Task to carry out:
Wherever a line below holds the word "page", copy that line.

Given information:

◆ ◆ ◆ ◆

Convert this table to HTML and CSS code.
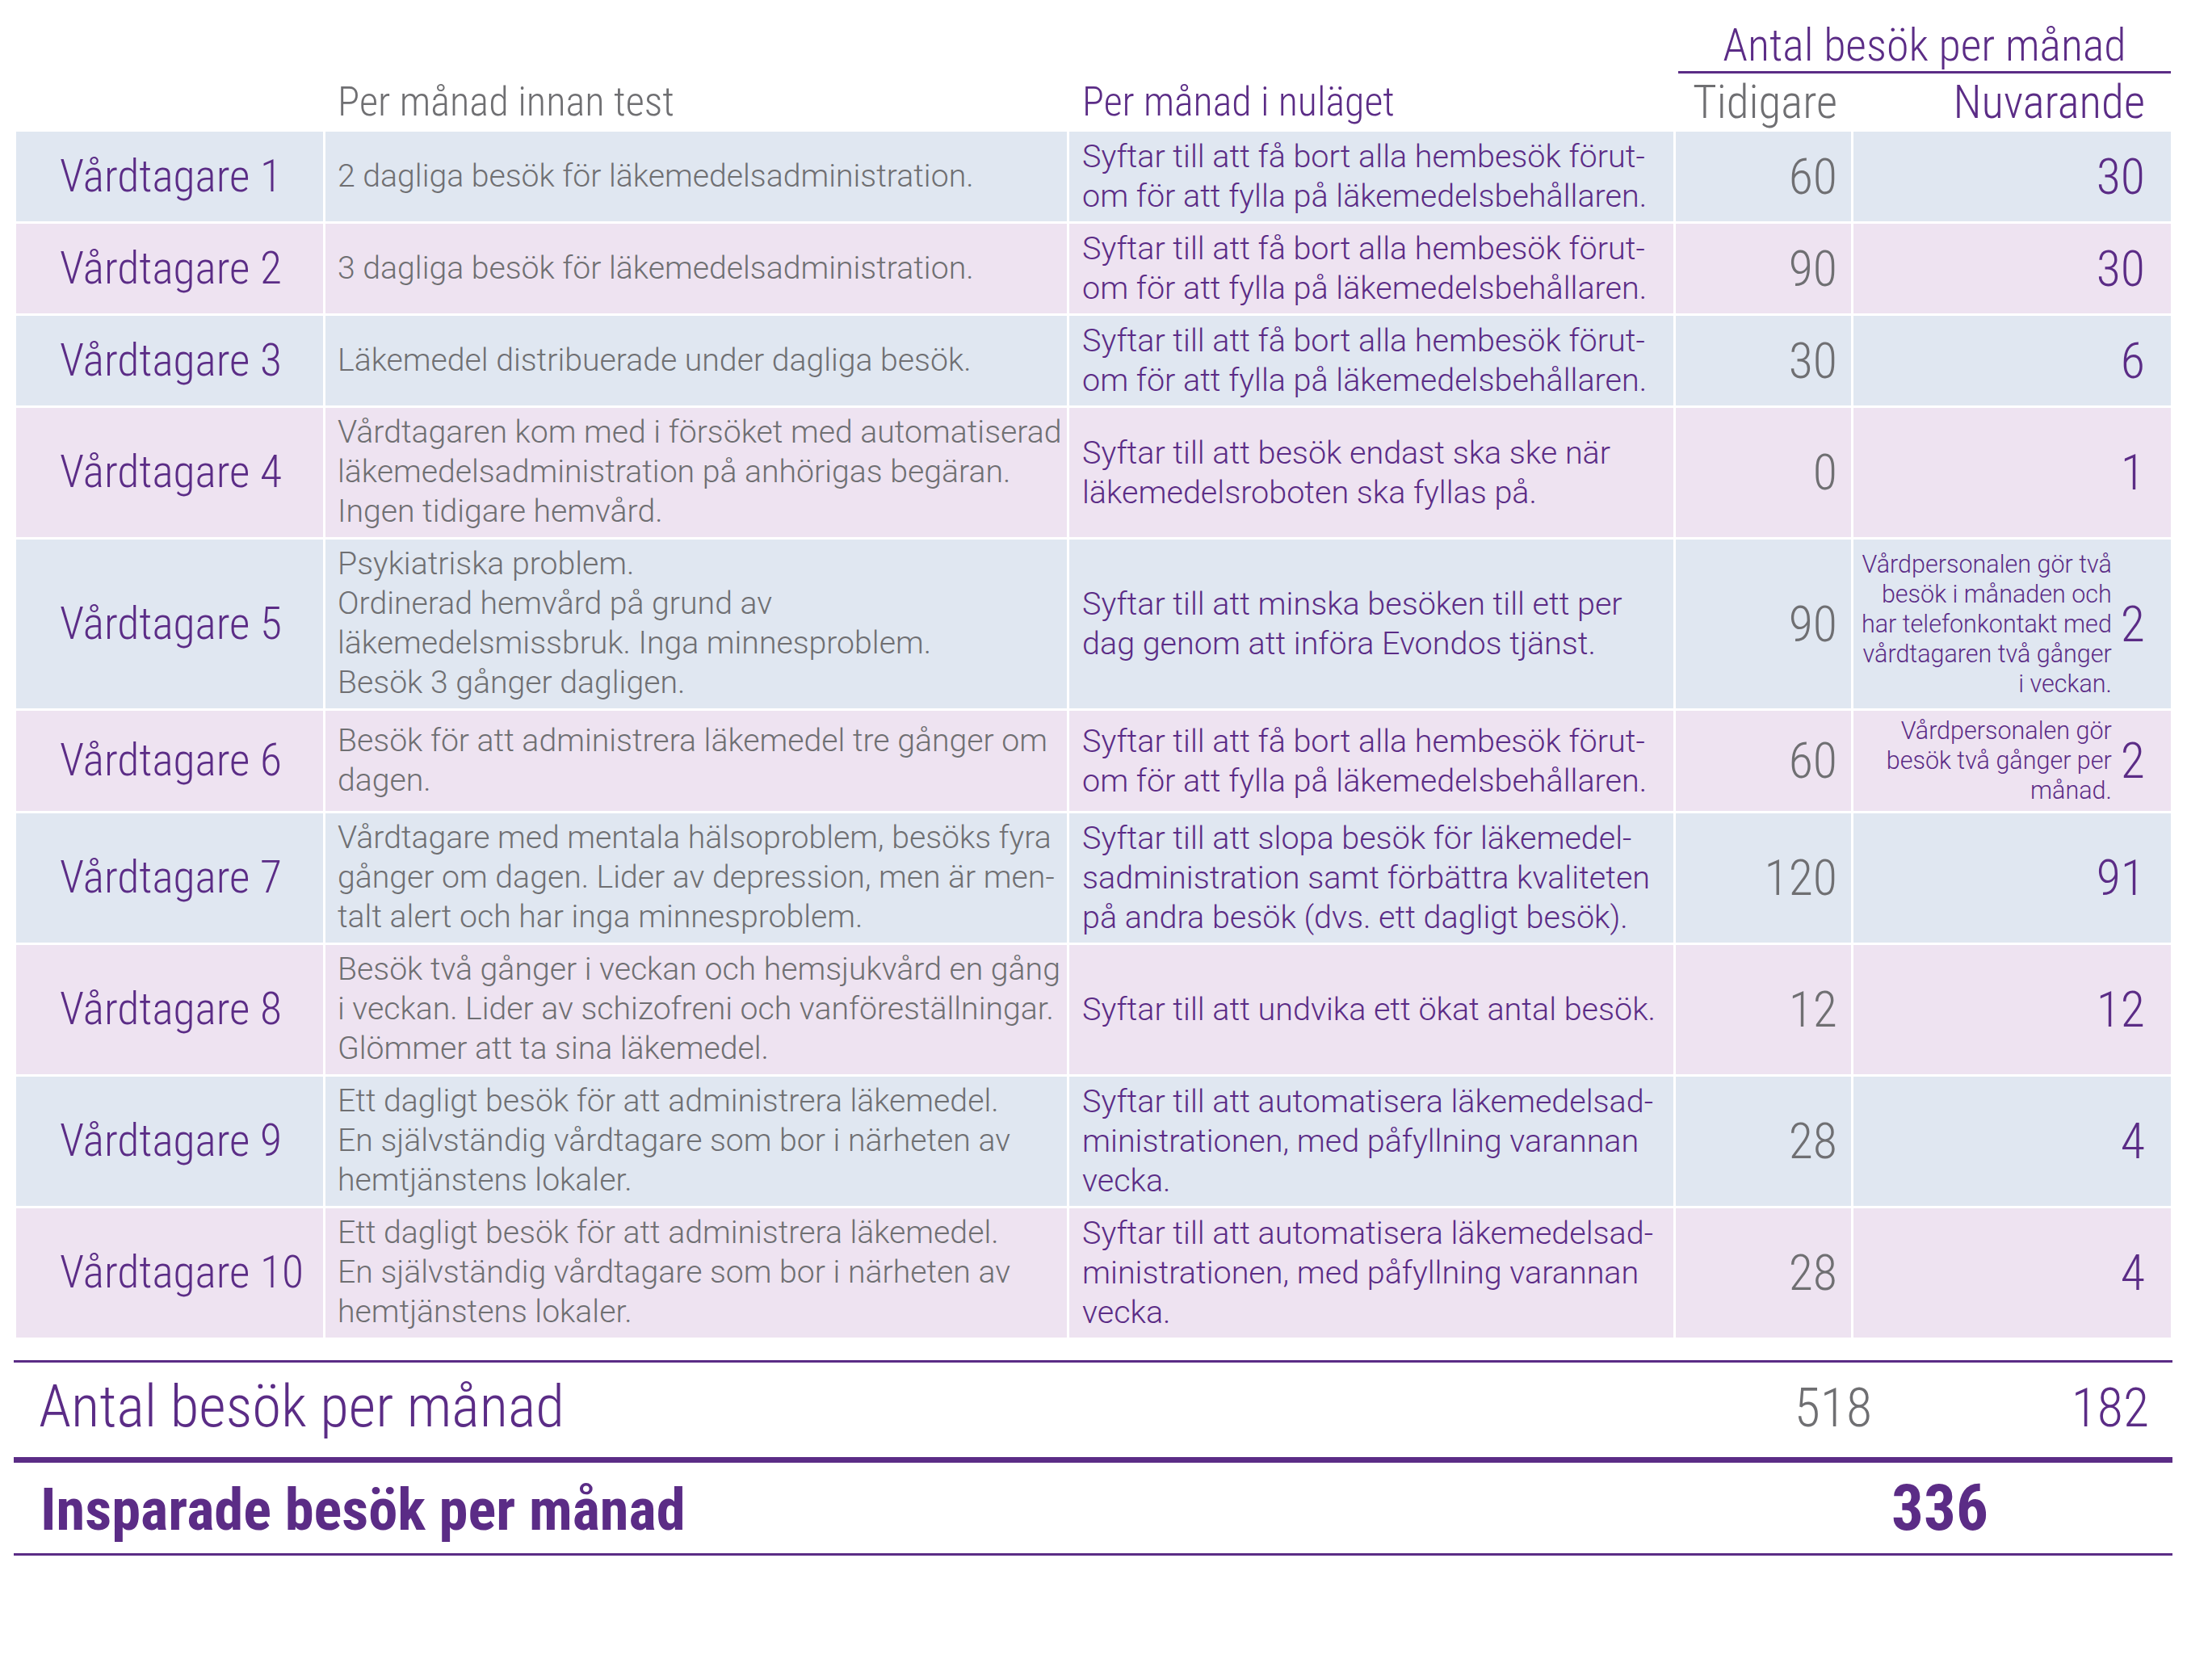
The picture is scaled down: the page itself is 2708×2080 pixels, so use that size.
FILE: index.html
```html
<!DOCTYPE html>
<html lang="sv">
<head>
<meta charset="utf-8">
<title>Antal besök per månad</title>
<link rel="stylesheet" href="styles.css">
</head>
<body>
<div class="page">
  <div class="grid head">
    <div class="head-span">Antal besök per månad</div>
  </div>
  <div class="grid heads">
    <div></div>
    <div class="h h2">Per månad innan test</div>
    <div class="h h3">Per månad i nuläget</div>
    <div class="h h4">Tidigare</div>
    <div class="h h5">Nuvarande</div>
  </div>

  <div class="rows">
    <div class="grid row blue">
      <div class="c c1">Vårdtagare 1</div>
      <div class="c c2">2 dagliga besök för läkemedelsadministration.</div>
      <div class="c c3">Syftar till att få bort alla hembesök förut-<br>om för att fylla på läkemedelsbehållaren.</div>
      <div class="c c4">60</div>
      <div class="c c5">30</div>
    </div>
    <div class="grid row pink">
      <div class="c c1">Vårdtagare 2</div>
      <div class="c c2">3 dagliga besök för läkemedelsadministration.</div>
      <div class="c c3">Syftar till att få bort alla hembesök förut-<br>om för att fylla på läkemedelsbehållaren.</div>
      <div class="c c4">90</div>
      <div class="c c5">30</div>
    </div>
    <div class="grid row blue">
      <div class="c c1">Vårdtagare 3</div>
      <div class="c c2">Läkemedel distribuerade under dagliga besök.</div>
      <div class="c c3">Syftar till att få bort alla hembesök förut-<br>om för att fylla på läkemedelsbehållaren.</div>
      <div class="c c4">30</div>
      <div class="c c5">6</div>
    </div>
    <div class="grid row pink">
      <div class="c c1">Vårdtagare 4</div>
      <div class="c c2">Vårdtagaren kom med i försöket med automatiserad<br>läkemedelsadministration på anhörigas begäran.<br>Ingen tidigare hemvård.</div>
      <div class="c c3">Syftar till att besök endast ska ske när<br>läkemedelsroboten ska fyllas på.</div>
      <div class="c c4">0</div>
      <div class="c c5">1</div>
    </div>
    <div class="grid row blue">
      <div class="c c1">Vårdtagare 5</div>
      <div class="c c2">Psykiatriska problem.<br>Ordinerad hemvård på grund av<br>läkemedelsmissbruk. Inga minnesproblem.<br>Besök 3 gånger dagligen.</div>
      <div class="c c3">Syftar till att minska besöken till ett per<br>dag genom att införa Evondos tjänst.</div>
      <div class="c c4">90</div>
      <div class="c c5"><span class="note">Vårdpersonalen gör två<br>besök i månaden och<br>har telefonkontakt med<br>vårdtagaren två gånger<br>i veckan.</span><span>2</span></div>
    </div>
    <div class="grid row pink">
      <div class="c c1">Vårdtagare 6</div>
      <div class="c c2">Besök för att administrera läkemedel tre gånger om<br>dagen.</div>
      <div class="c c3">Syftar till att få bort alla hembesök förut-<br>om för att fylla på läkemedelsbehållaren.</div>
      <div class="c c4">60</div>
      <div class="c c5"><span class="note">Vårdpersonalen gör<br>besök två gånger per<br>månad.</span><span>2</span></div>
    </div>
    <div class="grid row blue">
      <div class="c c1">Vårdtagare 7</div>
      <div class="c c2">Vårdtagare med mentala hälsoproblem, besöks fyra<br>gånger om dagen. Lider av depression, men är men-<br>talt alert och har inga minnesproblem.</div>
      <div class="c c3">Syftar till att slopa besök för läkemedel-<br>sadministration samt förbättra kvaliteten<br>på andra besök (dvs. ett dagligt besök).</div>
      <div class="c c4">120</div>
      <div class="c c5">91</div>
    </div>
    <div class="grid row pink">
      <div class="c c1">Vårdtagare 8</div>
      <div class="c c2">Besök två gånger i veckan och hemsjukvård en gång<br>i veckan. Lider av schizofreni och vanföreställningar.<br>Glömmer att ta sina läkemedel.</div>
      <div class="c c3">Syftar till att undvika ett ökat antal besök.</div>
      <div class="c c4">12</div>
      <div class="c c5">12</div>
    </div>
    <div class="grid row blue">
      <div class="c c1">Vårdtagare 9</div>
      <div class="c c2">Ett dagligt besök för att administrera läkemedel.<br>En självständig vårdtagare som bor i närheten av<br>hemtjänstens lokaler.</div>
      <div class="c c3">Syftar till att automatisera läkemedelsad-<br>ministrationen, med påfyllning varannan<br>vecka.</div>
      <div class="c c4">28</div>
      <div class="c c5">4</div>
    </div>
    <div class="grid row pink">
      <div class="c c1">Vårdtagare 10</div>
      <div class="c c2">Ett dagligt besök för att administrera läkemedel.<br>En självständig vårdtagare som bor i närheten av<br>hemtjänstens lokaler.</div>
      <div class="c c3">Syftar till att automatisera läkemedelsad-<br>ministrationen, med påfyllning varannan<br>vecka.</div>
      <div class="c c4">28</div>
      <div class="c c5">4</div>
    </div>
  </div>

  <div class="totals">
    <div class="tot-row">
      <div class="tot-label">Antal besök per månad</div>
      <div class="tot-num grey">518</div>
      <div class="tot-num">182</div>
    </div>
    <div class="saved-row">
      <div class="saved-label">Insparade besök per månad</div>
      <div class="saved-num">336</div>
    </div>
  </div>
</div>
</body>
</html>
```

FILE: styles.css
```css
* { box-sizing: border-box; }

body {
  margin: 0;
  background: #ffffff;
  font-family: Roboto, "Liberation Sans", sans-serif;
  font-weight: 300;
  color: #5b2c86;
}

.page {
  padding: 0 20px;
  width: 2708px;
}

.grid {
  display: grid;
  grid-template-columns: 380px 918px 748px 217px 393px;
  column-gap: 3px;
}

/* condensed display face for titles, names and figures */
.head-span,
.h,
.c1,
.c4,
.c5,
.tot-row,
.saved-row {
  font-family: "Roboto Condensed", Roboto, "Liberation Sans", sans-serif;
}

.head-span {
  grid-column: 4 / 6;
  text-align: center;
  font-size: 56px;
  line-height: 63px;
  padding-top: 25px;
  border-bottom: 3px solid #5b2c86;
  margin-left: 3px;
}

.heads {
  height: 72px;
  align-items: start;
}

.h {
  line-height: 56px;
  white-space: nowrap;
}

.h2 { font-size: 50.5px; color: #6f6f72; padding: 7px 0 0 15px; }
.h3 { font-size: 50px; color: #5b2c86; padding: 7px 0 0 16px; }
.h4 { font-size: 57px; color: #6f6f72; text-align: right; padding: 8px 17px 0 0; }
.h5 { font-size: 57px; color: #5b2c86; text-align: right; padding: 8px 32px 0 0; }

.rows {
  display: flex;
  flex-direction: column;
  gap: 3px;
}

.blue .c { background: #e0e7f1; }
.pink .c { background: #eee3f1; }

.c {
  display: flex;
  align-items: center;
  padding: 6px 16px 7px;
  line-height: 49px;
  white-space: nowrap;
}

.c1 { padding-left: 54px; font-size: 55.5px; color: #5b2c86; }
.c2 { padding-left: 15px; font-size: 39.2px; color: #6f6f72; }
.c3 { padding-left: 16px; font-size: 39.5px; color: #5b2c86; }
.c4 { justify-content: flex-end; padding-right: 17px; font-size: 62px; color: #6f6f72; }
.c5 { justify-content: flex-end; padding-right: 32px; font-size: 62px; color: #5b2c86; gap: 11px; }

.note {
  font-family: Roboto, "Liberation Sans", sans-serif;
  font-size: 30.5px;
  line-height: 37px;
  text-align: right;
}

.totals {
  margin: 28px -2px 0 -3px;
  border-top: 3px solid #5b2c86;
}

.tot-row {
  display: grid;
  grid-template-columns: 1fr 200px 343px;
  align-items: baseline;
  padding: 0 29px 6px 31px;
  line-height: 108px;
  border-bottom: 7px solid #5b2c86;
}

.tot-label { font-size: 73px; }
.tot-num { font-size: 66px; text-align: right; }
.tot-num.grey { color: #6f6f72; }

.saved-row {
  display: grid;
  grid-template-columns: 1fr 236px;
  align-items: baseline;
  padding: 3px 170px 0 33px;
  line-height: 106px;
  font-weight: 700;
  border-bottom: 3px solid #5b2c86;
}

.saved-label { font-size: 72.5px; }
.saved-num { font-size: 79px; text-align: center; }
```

◆ ◆ ◆ ◆

Exercise output:
The picture is scaled down: the page itself is 2708×2080 pixels, so use that size.
<div class="page">
.page {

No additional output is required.